I traded a new town house for a 37 year old single family home and do
not regret the decision at all.
what is the reason for selling? visit the neighbors and their barking
dogs. look up the sex offenders registry. talk to the local cops and
cab drivers and bartenders. and pizza delivery guys. you can fix the
house but it takes a lot to fix the neighborhood. sometimes the
troublemaker's house will be a better buy. look up the neighborhood
association or block club. look up homeowners on your block, the online
tax listings, and compare adjacent properties. lookup city property
information to confirm zoning, use, taxes. how much are the taxes,
utilities, school taxes. does the train or airplane runway or highway
noise affect you?
what goes on sunday morning at 8am? friday night at 11pm? after school
dismissal? look at nearby rundown properties, vacant properties, vacant
No matter which you buy, you'll wind up spending money to personalize it --
carpet or tile, drapes, shelves, etc. For either house, you'll need an
allowance for appliances (the appliances in the semi-detached have already
passed 50% of their expected life so you need to be prepared to replace them
in the next few years). Ignore the age and decide which house you'll be
most comfortable in, then get a good home inspection.

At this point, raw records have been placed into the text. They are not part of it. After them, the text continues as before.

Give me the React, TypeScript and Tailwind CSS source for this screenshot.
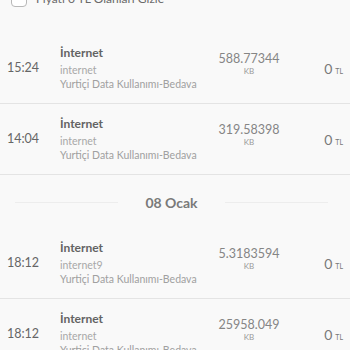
import React from "react"

type Usage = {
    time: string
    title: string
    sub: string
    desc: string
    amount: string
    unit: string
    price: string
}

const groups: { date?: string; items: Usage[] }[] = [
    {
        items: [
            { time: "15:24", title: "İnternet", sub: "internet", desc: "Yurtiçi Data Kullanımı-Bedava", amount: "588.77344", unit: "KB", price: "0" },
            { time: "14:04", title: "İnternet", sub: "internet", desc: "Yurtiçi Data Kullanımı-Bedava", amount: "319.58398", unit: "KB", price: "0" },
        ],
    },
    {
        date: "08 Ocak",
        items: [
            { time: "18:12", title: "İnternet", sub: "internet9", desc: "Yurtiçi Data Kullanımı-Bedava", amount: "5.3183594", unit: "KB", price: "0" },
            { time: "18:12", title: "İnternet", sub: "internet", desc: "Yurtiçi Data Kullanımı-Bedava", amount: "25958.049", unit: "KB", price: "0" },
        ],
    },
]

function UsageRow({ u }: { u: Usage }) {
    return (
        <div className="flex items-center h-[71px] px-[7px] border-b border-[#e4e4e4]">
            <div className="w-[53px] text-[12.5px] text-[#666666]">{u.time}</div>
            <div className="flex-1 flex flex-col">
                <span className="text-[12px] leading-[16px] font-bold text-[#636363]">{u.title}</span>
                <span className="mt-[2px] text-[10.5px] leading-[14px] text-[#a8a8a8]">{u.sub}</span>
                <span className="text-[10.5px] leading-[14px] text-[#a0a0a0]">{u.desc}</span>
            </div>
            <div className="w-[80px] flex flex-col items-center -mt-[8px]">
                <span className="text-[12.5px] leading-[14px] text-[#858585]">{u.amount}</span>
                <span className="text-[8px] leading-[11px] text-[#9a9a9a]">{u.unit}</span>
            </div>
            <div className="w-[54px] text-right text-[#7a7a7a]">
                <span className="text-[14px]">{u.price}</span>
                <span className="text-[7px] ml-[3px]">TL</span>
            </div>
        </div>
    )
}

export default function App() {
    return (
        <div className="w-[350px] h-[350px] overflow-hidden bg-[#f9f9f9]" style={{ fontFamily: "Lato, 'Liberation Sans', sans-serif" }}>
            {/* Filter (scrolled partly out of view) */}
            <div className="flex items-center gap-[9px] h-[30px] -mt-[16px] mb-[19px] pl-[11px]">
                <div className="w-[16px] h-[16px] rounded-[4px] border border-[#b8b8b8] bg-white" />
                <span className="text-[12px] text-[#6a6a6a]">Fiyatı 0 TL Olanları Gizle</span>
            </div>

            {groups.map((g, i) => (
                <div key={i}>
                    {g.date && (
                        <div className="flex items-center h-[53px] pt-[2px] pl-[15px] pr-[22px] gap-[27px]">
                            <div className="flex-1 h-px bg-[#ededed]" />
                            <span className="text-[14px] font-bold text-[#7a7a7a]">{g.date}</span>
                            <div className="flex-1 h-px bg-[#ededed]" />
                        </div>
                    )}
                    {g.items.map((u, j) => (
                        <UsageRow key={j} u={u} />
                    ))}
                </div>
            ))}
        </div>
    )
}
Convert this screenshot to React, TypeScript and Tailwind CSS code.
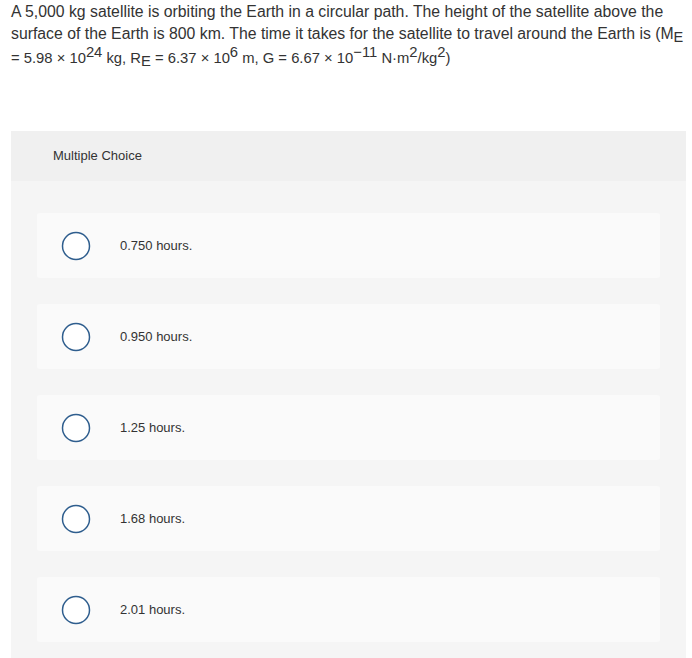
import React from "react";

const OPTIONS = ["0.750 hours.", "0.950 hours.", "1.25 hours.", "1.68 hours.", "2.01 hours."];

function Radio() {
  return (
    <svg width="30" height="30" viewBox="0 0 30 30" className="shrink-0">
      <circle cx="15" cy="15" r="13.5" fill="#ffffff" stroke="#2f5e8e" strokeWidth="1.5" />
    </svg>
  );
}

export default function App() {
  return (
    <div className="min-h-[658px] bg-white text-[#333333] font-['Liberation_Sans','Arial',sans-serif]">
      <p className="pl-[11px] pr-[4px] pt-[1px] text-[15.8px] leading-[22px]">
        A 5,000 kg satellite is orbiting the Earth in a circular path. The height of the satellite above the surface of the
        Earth is 800 km. The time it takes for the satellite to travel around the Earth is (M
        <sub className="text-[14.5px] relative top-[3px]">E</sub>{" "}
        <span className="text-[14.8px] relative top-[2px]">
          = 5.98 × 10<sup className="text-[14.8px] -top-[6px]">24</sup> kg, R
          <sub className="text-[14.8px] relative top-[3px]">E</sub> = 6.37 × 10
          <sup className="text-[14.8px] -top-[6px]">6</sup> m, G = 6.67 × 10
          <sup className="text-[14.8px] -top-[6px]">−11</sup> N·m<sup className="text-[14.8px] -top-[6px]">2</sup>/kg
          <sup className="text-[14.8px] -top-[6px]">2</sup>)
        </span>
      </p>

      <div className="ml-[11px] mr-[6px] mt-[64px] bg-[#f5f5f5]">
        <div className="h-[50px] bg-[#f0f0f0] pl-[42px] flex items-center text-[13px]">Multiple Choice</div>
        <div className="pt-[32px] px-[26px] flex flex-col gap-[26px] pb-[16px]">
          {OPTIONS.map((o) => (
            <div key={o} className="h-[65px] bg-[#fafafa] rounded-[3px] flex items-center pl-[24px]">
              <Radio />
              <span className="ml-[29px] text-[13px]">{o}</span>
            </div>
          ))}
        </div>
      </div>
    </div>
  );
}
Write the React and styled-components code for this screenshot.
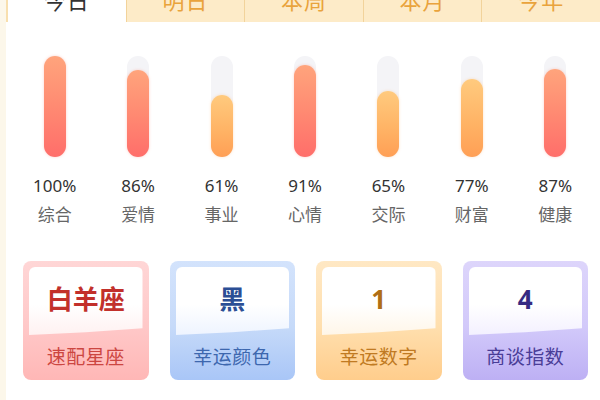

Also, keep in mind that eventually you'll probably want to sell this house
and move on. As a rule of thumb, houses are appraised on condition and $/sq
ft, so by that rule, of two equally-priced houses, the one with the most
floorspace is potentially the better buy, the larger house may have a better
potential for future price appreciation and a stand-alone unit is
potentially more desireable than a semi-detached.